WDMA and NLBMDA Members Lobby Congress on Various Issues
March 25, 2011
When members of the Window and Door Manufacturers Association (WDMA) and the National Lumber and Building Material Dealers Association (NLBMDA), met last week during their associations’ joint legislative conference, they had the opportunity to travel to Capitol Hill to talk to Congressional members and their staffs regarding important issues affecting the industry.
Addressing WDMA members before their visits with legislators, WDMA president Mike O’Brien highlighted what he thought the goals of the meetings should be:
1. Restore and expand a residential door and window tax credit. O’Brien encouraged individuals to ask congressional members and their staffs how they feel about a tax credit and how to make it more robust when the issue comes up again toward the end of the year.
“There will be a tax vehicle later this year for the tax credits,” said O’Brien.
2. Lead Rule—Don’t make a bad rule worse. Much of the discussion centered around the Environmental Protection Agency’s (EPA) lead rule and Jeff Inks, vice president, codes and regulatory affairs, told WDMA members the key points to discuss during their meetings.

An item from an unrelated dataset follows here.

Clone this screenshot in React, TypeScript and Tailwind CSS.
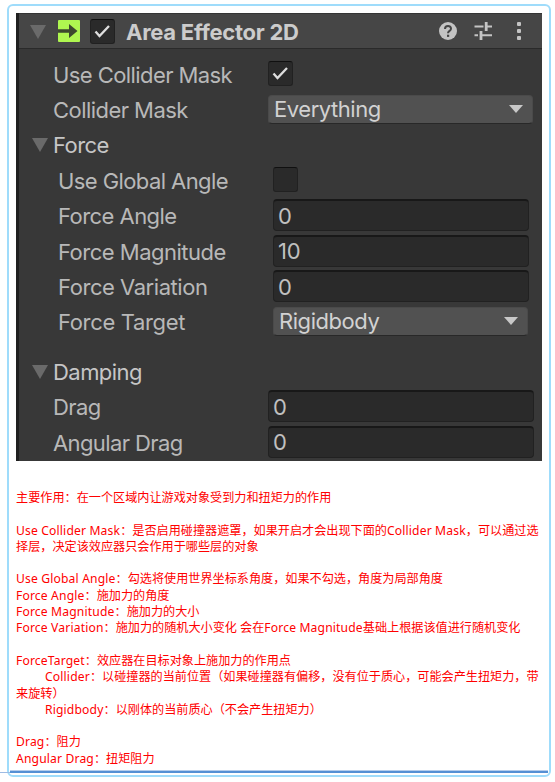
import type { ReactNode } from "react";

const Fold = () => (
  <svg width="16" height="14" viewBox="0 0 16 14" className="mt-[2px] block shrink-0">
    <path d="M0 0H16L8 14Z" fill="#6a6a6a" />
  </svg>
);

const Check = ({ on = true }: { on?: boolean }) => (
  <span className="box-border flex h-[25px] w-[25px] shrink-0 items-center justify-center rounded-[3px] border border-[#212121] border-t-[#101010] bg-[#2a2a2a]">
    {on && (
      <svg width="17" height="15" viewBox="0 0 17 15" className="block">
        <path d="M1.5 7.5L5.5 12L15 2" fill="none" stroke="#dedede" strokeWidth="2.3" />
      </svg>
    )}
  </span>
);

const Field = ({ value }: { value: string }) => (
  <span className="box-border flex h-[32px] w-full items-center rounded-[4px] border border-[#212121] border-t-2 border-t-[#181818] bg-[#2a2a2a] pl-[4px] text-[#c0c0c0]">
    {value}
  </span>
);

const Dropdown = ({ value }: { value: string }) => (
  <span className="box-border flex h-[29px] w-full items-center justify-between rounded-[4px] border border-[#4a4a4a] border-b-[#282828] bg-[#515151] pb-px pl-[5px] pr-[9px] tracking-[-0.45px] text-[#d2d2d2]">
    {value}
    <svg width="14" height="8" viewBox="0 0 14 8" className="block">
      <path d="M0 0H14L7 8Z" fill="#c8c8c8" />
    </svg>
  </span>
);

type RowProps = { label: string; track: string; nested?: boolean; wide: string; children: ReactNode };

const Row = ({ label, track, nested, wide, children }: RowProps) => (
  <div className={`flex h-[35.4px] items-center ${nested ? "pl-[39px]" : "pl-[34px]"}`}>
    <span className={`w-[215px] shrink-0 pt-[2px] ${track}`}>{label}</span>
    <span className={`flex ${wide}`}>{children}</span>
  </div>
);

const Heading = ({ children }: { children: string }) => (
  <div className="flex h-[35.4px] items-center gap-[5px] pl-[13px]">
    <Fold />
    <span className="pt-[2px] tracking-[-0.55px] text-[#c6c6c6]">{children}</span>
  </div>
);

const Help = () => (
  <svg width="18" height="18" viewBox="0 0 18 18" className="block">
    <circle cx="9" cy="9" r="9" fill="#c4c4c4" />
    <path d="M6 7C6 2.9 12 3 12 6.7C12 9 9 8.7 9 11.2" fill="none" stroke="#454545" strokeWidth="2" />
    <rect x="8" y="12.7" width="2.2" height="2.2" fill="#454545" />
  </svg>
);

const Preset = () => (
  <svg width="19" height="18" viewBox="0 0 19 18" className="block">
    <path d="M0.5 4.5H9.5M12 4.5H18M0.5 13.2H4M7 13.2H18" fill="none" stroke="#c4c4c4" strokeWidth="1.9" />
    <path d="M12.2 0V9M7 9V18" fill="none" stroke="#c4c4c4" strokeWidth="2.8" />
  </svg>
);

const Inspector = () => (
  <section className="h-[448px] w-[526px] border-l-[3px] border-[#202020] bg-[#383838] font-['Inter',sans-serif] text-[22px] leading-[26px] tracking-[-0.3px] text-[#b8b8b8]">
    <header className="flex h-[36px] items-center border-b border-b-[#2a2a2a] border-t border-t-[#353535] bg-[#464646] pl-[11px]">
      <Fold />
      <svg width="22" height="22" viewBox="0 0 22 22" className="ml-[12px] block">
        <rect width="22" height="22" rx="1" fill="#aff650" />
        <path d="M0 9.2H11V4L19.5 11L11 18V12.8H0Z" fill="#3d482e" />
      </svg>
      <span className="ml-[10px] flex"><Check /></span>
      <span className="ml-[11px] w-[313px] pt-[2px] font-bold tracking-[-0.27px] text-[#cccccc]">Area Effector 2D</span>
      <Help />
      <span className="ml-[17px]"><Preset /></span>
      <svg width="4" height="18" viewBox="0 0 4 18" className="ml-[24px] block" fill="#c4c4c4">
        <rect width="4" height="4" rx="1" />
        <rect y="7" width="4" height="4" rx="1" />
        <rect y="14" width="4" height="4" rx="1" />
      </svg>
    </header>
    <div className="pt-[7px]">
      <Row label="Use Collider Mask" track="tracking-[-0.58px]" wide="w-[265px]"><Check /></Row>
      <Row label="Collider Mask" track="tracking-[-0.55px]" wide="w-[265px]"><Dropdown value="Everything" /></Row>
      <Heading>Force</Heading>
      <Row nested label="Use Global Angle" track="tracking-[-0.58px]" wide="w-[256px]"><Check on={false} /></Row>
      <Row nested label="Force Angle" track="tracking-[-0.55px]" wide="w-[256px]"><Field value="0" /></Row>
      <Row nested label="Force Magnitude" track="tracking-[-0.5px]" wide="w-[256px]"><Field value="10" /></Row>
      <Row nested label="Force Variation" track="tracking-[-0.45px]" wide="w-[256px]"><Field value="0" /></Row>
      <Row nested label="Force Target" track="tracking-[-0.35px]" wide="w-[255px]"><Dropdown value="Rigidbody" /></Row>
      <div className="h-[14px]" />
      <Heading>Damping</Heading>
      <Row label="Drag" track="tracking-[-0.55px]" wide="w-[266px]"><Field value="0" /></Row>
      <Row label="Angular Drag" track="tracking-[-0.6px]" wide="w-[266px]"><Field value="0" /></Row>
    </div>
  </section>
);

const notes: string[] = [
  "主要作用：在一个区域内让游戏对象受到力和扭矩力的作用",
  "",
  "Use Collider Mask：是否启用碰撞器遮罩，如果开启才会出现下面的Collider Mask，可以通过选",
  "择层，决定该效应器只会作用于哪些层的对象",
  "",
  "Use Global Angle：勾选将使用世界坐标系角度，如果不勾选，角度为局部角度",
  "Force Angle：施加力的角度",
  "Force Magnitude：施加力的大小",
  "Force Variation：施加力的随机大小变化 会在Force Magnitude基础上根据该值进行随机变化",
  "",
  "ForceTarget：效应器在目标对象上施加力的作用点",
  "\tCollider：以碰撞器的当前位置（如果碰撞器有偏移，没有位于质心，可能会产生扭矩力，带",
  "来旋转）",
  "\tRigidbody：以刚体的当前质心（不会产生扭矩力）",
  "",
  "Drag：阻力",
  "Angular Drag：扭矩阻力",
];

// Latin runs are tracked slightly wider than the Chinese text around them.
const Note = ({ text }: { text: string }) => (
  <p className={`h-[16.3px] whitespace-pre ${text.startsWith("\t") ? "pl-[29px]" : ""}`}>
    {text
      .trim()
      .split(/([A-Za-z][A-Za-z ]*)/)
      .map((run, i) =>
        i % 2 ? (
          <span key={i} className="tracking-[0.15px]">{run}</span>
        ) : (
          run
        ),
      )}
  </p>
);

export default function App() {
  return (
    <main className="relative h-[782px] w-[555px] overflow-hidden bg-white pl-[7px] pt-[4px]">
      <div className="absolute left-0 top-[772px] h-px w-[10px] bg-[#9dbbe3]" />
      <div className="flex h-[773px] w-[544px] flex-col rounded-[6px] border-2 border-[#9fdcfb] pl-[7px] pt-[7px]">
        <Inspector />
        <div className="mt-[29px] h-[280px] font-['Noto_Sans','Noto_Sans_CJK_SC',sans-serif] text-[12.13px] leading-[16.3px] text-[#ff0000]">
          {notes.map((text, i) => (
            <Note key={i} text={text} />
          ))}
        </div>
        <div className="-ml-[6px] h-[3px] w-[538px] border-t border-[#b5cdec] bg-[#5590d4]" />
      </div>
    </main>
  );
}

“Our fundamental message is that we don’t want to make a bad rule worse,” said Inks. “The original intent of the rule was to protect pregnant women and children under six and we are fine with that but the EPA changed the scope of the rule. The way the rule is being implemented is not achieving its original objective.”
The EPA currently is looking at expanding the residential rule into the commercial arena.

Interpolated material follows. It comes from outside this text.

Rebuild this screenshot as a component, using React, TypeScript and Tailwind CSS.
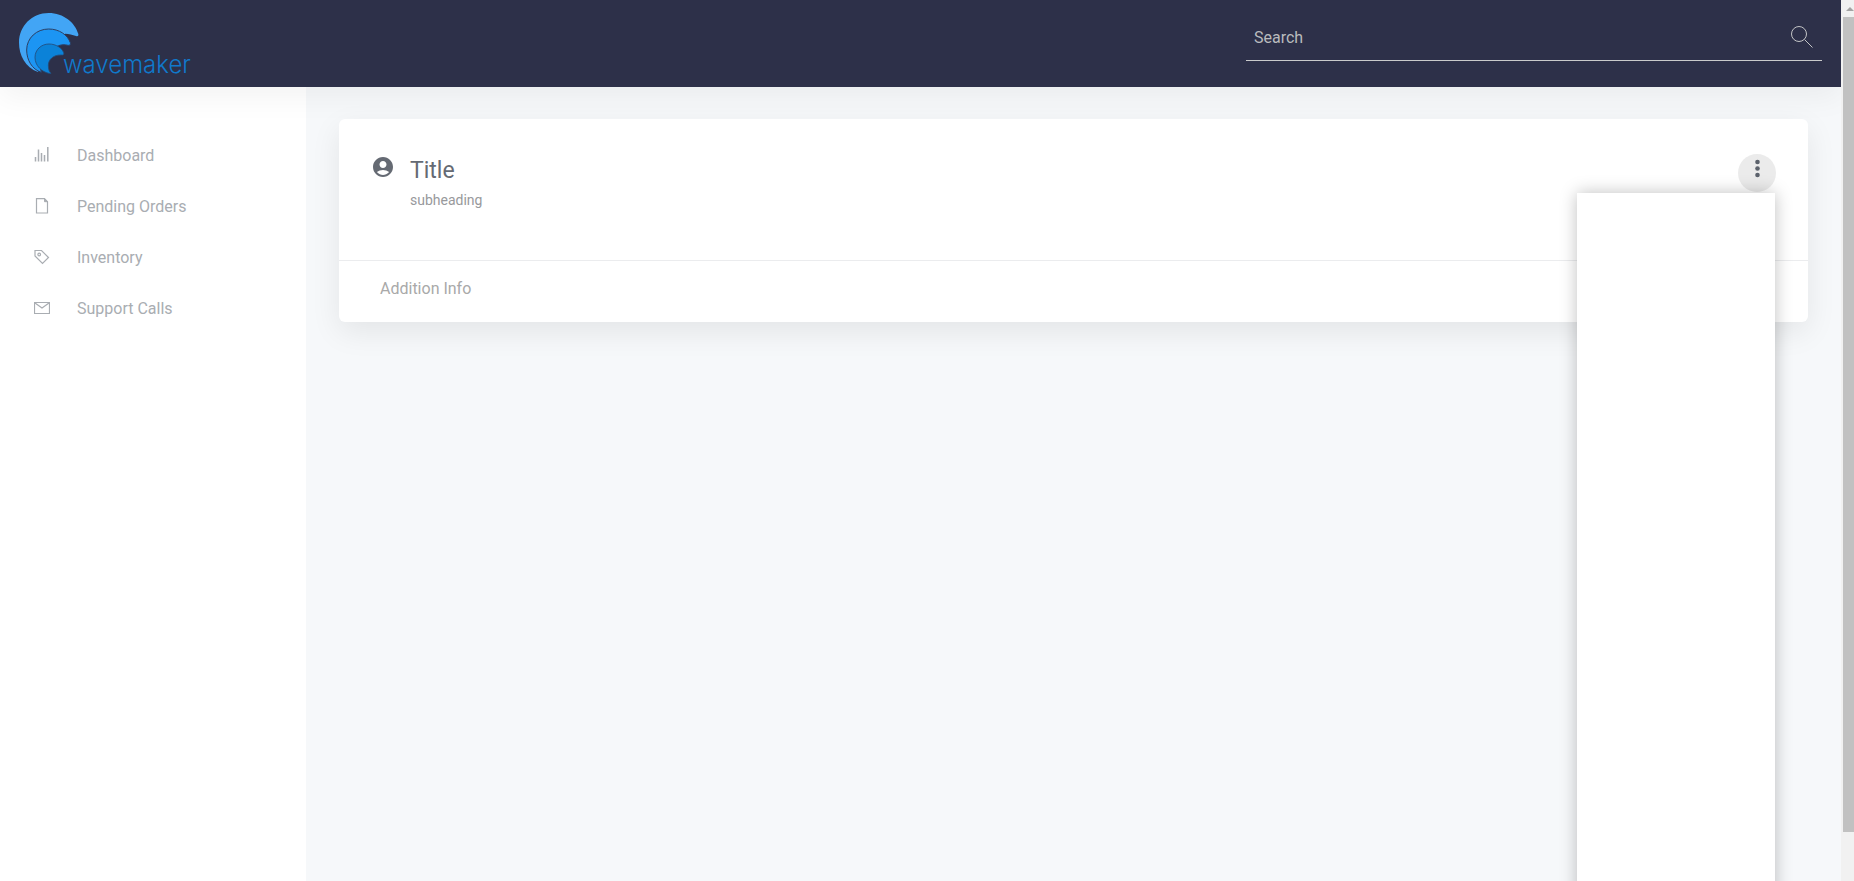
import { MdAccountCircle } from "react-icons/md";
import type { ReactNode } from "react";

const navItems: { label: string; icon: ReactNode }[] = [
  {
    label: "Dashboard",
    icon: (
      <path
        strokeWidth="1.5"
        d="M1.500 10v4.500M4.500 2.500v12M7.500 6v8.500M10.500 8v6.500M13.800 0v14.500"
      />
    ),
  },
  {
    label: "Pending Orders",
    icon: (
      <>
        <path strokeWidth="1.2" d="M2.500.700h8l3 3v11.300h-11z" />
        <path d="M10.500.700v3h3z" fill="currentColor" />
      </>
    ),
  },
  {
    label: "Inventory",
    icon: (
      <>
        <path strokeWidth="1.2" d="M1 1.500h6.500l7 7-6 6-7.500-7.500z" />
        <circle cx="5.2" cy="5.5" r="1.3" strokeWidth="1.2" />
      </>
    ),
  },
  {
    label: "Support Calls",
    icon: (
      <>
        <path strokeWidth="1.2" d="M.500 2.500h15v11h-15z" />
        <path strokeWidth="1.2" d="M1 3l7 5 7-5" />
      </>
    ),
  },
];

function Logo() {
  return (
    <a href="#" className="flex items-end" aria-label="wavemaker">
      <svg viewBox="9 9 180 183" className="h-[61px] w-[60px] shrink-0">
        <path
          fill="#42a5f5"
          d="M66 186C28 172 9 135 9 98 9 48 48 9 98 9c45 0 79 29 89 63 1 6-2 8-7 6-10-4-22-6-32-7L98 100 60 130z"
        />
        <path
          fill="#1c95f3"
          stroke="#2d3f63"
          strokeWidth="3"
          d="M76 187C48 178 32 150 32 120c0-36 30-63 66-63 32 0 57 18 65 41 2 6-2 9-7 8-10-3-20-2-28 1l-28 13-30 40z"
        />
        <path
          fill="#0b82d8"
          stroke="#244a78"
          strokeWidth="2.5"
          d="M103 191c-27-4-46-25-46-49 0-23 19-40 42-40 21 0 39 12 44 26 2 6-2 8-7 7-23-1-39 13-39 31 0 12 3 20 8 24z"
        />
      </svg>
      <span className="-ml-4 font-['Inter'] text-[24px]/[18px] font-light text-[#1079cb]">
        wavemaker
      </span>
    </a>
  );
}

function Header() {
  return (
    <header className="relative z-10 flex h-[87px] shrink-0 items-start justify-between bg-[#2d3049] px-[19px] pt-[13px] shadow-[0_10px_30px_rgba(0,0,0,0.05)]">
      <Logo />
      <form className="flex h-12 w-[576px] items-center border-b border-[#c9cacb] px-2">
        <input
          type="text"
          aria-label="Search"
          placeholder="Search"
          className="min-w-0 flex-1 bg-transparent pt-[2px] text-base text-white outline-none placeholder:text-[#b9bbbd]"
        />
        <button type="button" aria-label="Submit search">
          <svg
            viewBox="0 0 24 24"
            className="size-6 text-[#c3c4c6]"
            fill="none"
            stroke="currentColor"
          >
            <circle cx="9" cy="9" r="7.5" />
            <path d="M14.500 14.500l8 8" />
          </svg>
        </button>
      </form>
    </header>
  );
}

function Sidebar() {
  return (
    <nav className="w-[306px] shrink-0 bg-white pt-[43px]">
      <ul>
        {navItems.map(({ label, icon }) => (
          <li key={label}>
            <a
              href="#"
              className="flex h-[51px] items-center gap-[27px] pl-[34px] text-base text-[#a9adb2]"
            >
              <svg
                viewBox="0 0 16 17"
                className="h-[17px] w-4"
                fill="none"
                stroke="currentColor"
              >
                {icon}
              </svg>
              {label}
            </a>
          </li>
        ))}
      </ul>
    </nav>
  );
}

function Card() {
  return (
    <section className="rounded-md bg-white shadow-[0_10px_30px_rgba(0,0,0,0.08)]">
      <div className="flex h-[141px] items-start px-8 pt-[35px]">
        <MdAccountCircle className="mt-px size-6 text-[#656a73]" />
        <div className="ml-[15px] flex-1">
          <h1 className="text-[23px]/[34px] text-[#656a73]">Title</h1>
          <p className="text-sm/6 text-[#98999c]">subheading</p>
        </div>
        <div className="relative">
          <button
            type="button"
            aria-label="More actions"
            aria-expanded="true"
            className="flex size-[38px] justify-center rounded-full bg-[#ebebeb] pt-1 text-[#5c626c]"
          >
            <svg viewBox="0 0 24 24" className="size-6" fill="currentColor">
              <circle cx="12.5" cy="4" r="2.3" />
              <circle cx="12.5" cy="10.5" r="2.3" />
              <circle cx="12.5" cy="17" r="2.3" />
            </svg>
          </button>
          <div
            role="menu"
            className="absolute top-full right-px z-20 mt-px h-screen w-[198px] bg-white shadow-[0_0_16px_rgba(0,0,0,0.25)]"
          />
        </div>
      </div>
      <footer className="border-t border-[#ebecee] px-[41px] pt-4 pb-[21px] text-base text-[#a9a9a9]">
        Addition Info
      </footer>
    </section>
  );
}

function ScrollTrack() {
  return (
    <div className="flex w-[13px] shrink-0 flex-col items-end overflow-hidden bg-[#f1f1f1]">
      <svg viewBox="0 0 8 17" className="h-[17px] w-2 shrink-0" fill="#a3a3a3">
        <path d="M0 11l4-4 4 4z" />
      </svg>
      <div className="h-[92.5%] w-[11px] bg-[#c1c1c1]" />
    </div>
  );
}

export default function App() {
  return (
    <div className="flex h-screen overflow-hidden font-['Roboto',sans-serif]">
      <div className="flex min-w-0 flex-1 flex-col overflow-hidden">
        <Header />
        <div className="flex flex-1">
          <Sidebar />
          <main className="min-w-0 flex-1 bg-[#f6f8fa] px-[33px] pt-8">
            <Card />
          </main>
        </div>
      </div>
      <ScrollTrack />
    </div>
  );
}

In addition to possible expansion into the commercial market, the EPA also is looking at requiring clearance testing, and that final rule is expected in the summer. Inks summed up the message he thought that members should take to the Hill.
“Ask the House and Senate members to petition EPA Administrator Lisa Jackson to not approve the proposed lead rule for clearance testing and not to expand the lead rule into the commercial market,” said Inks.
3. Repeal the 1099 Reporting Requirement. As part of the massive health care bill, there is a requirement that would stipulate that companies who purchase more than $600 in services from any vendor (for example, FedEx, United Airlines, etc.) would have to file a 1099 form.
“There is general agreement to repeal this,” said O’Brien. “The problem is that it would pay for $17 billon in costs related to the health care bill. They have to find somewhere else to get the money if they repeal this.”
O’Brien said the measure was passed initially due to widespread tax evasion but that “even the IRS says they don’t know how they will process all the 1099s.”
View from the Meeting Rooms
Roger LeBrun, representing VELUX, had various meetings with Congressional staffers and said, “Overall they were sympathetic to our issues and realize the need to create jobs.”
Regarding the tax credits, he added that the “conservative” staffers he met with were not really enthusiastic.
“We received a lukewarm response to extension of the window and door tax credit,” said LeBrun.
However, other WDMA members may have fared better in their visits, according to O’Brien.
“Members of both parties were receptive to our message about the 2009-10 tax credit working as intended to save jobs and improve energy efficiency and are open to discussions about possibly extending and revising it beyond 2011,” he said.
The topic of the EPA also was a positive one, LeBrun said.
“We had a real good reaction from those we met with on this issue,” said LeBrun. “Administrator Jackson will get inundated with letters at least from conservative side.”
Members of the NLBMDA also met with legislators, and the EPA lead rule is a hot-button topic for them as well.
“The government is passing laws [outside of Congress] and once they are in place they are almost impossible to remove,” said NLBMDA member Christopher Yenrick, chief operating officer for Smith Phillips Building Supply in Winston-Salem, N.C. “They are creating a lot of regulations we have to comply with without studying all the ramifications.”
Finally, regarding the 1099 requirement, those in attendance reported that most congressional members are in agreement with the repeal, but that they have to agree on who is going to pay for it.
“Repeal of 1099 seems to have support from both sides,” said Yenrick. “The question is how to pay for it.”
“They are still arguing about paying for something  in a bill [health care] that may never get implemented,” added LeBrun.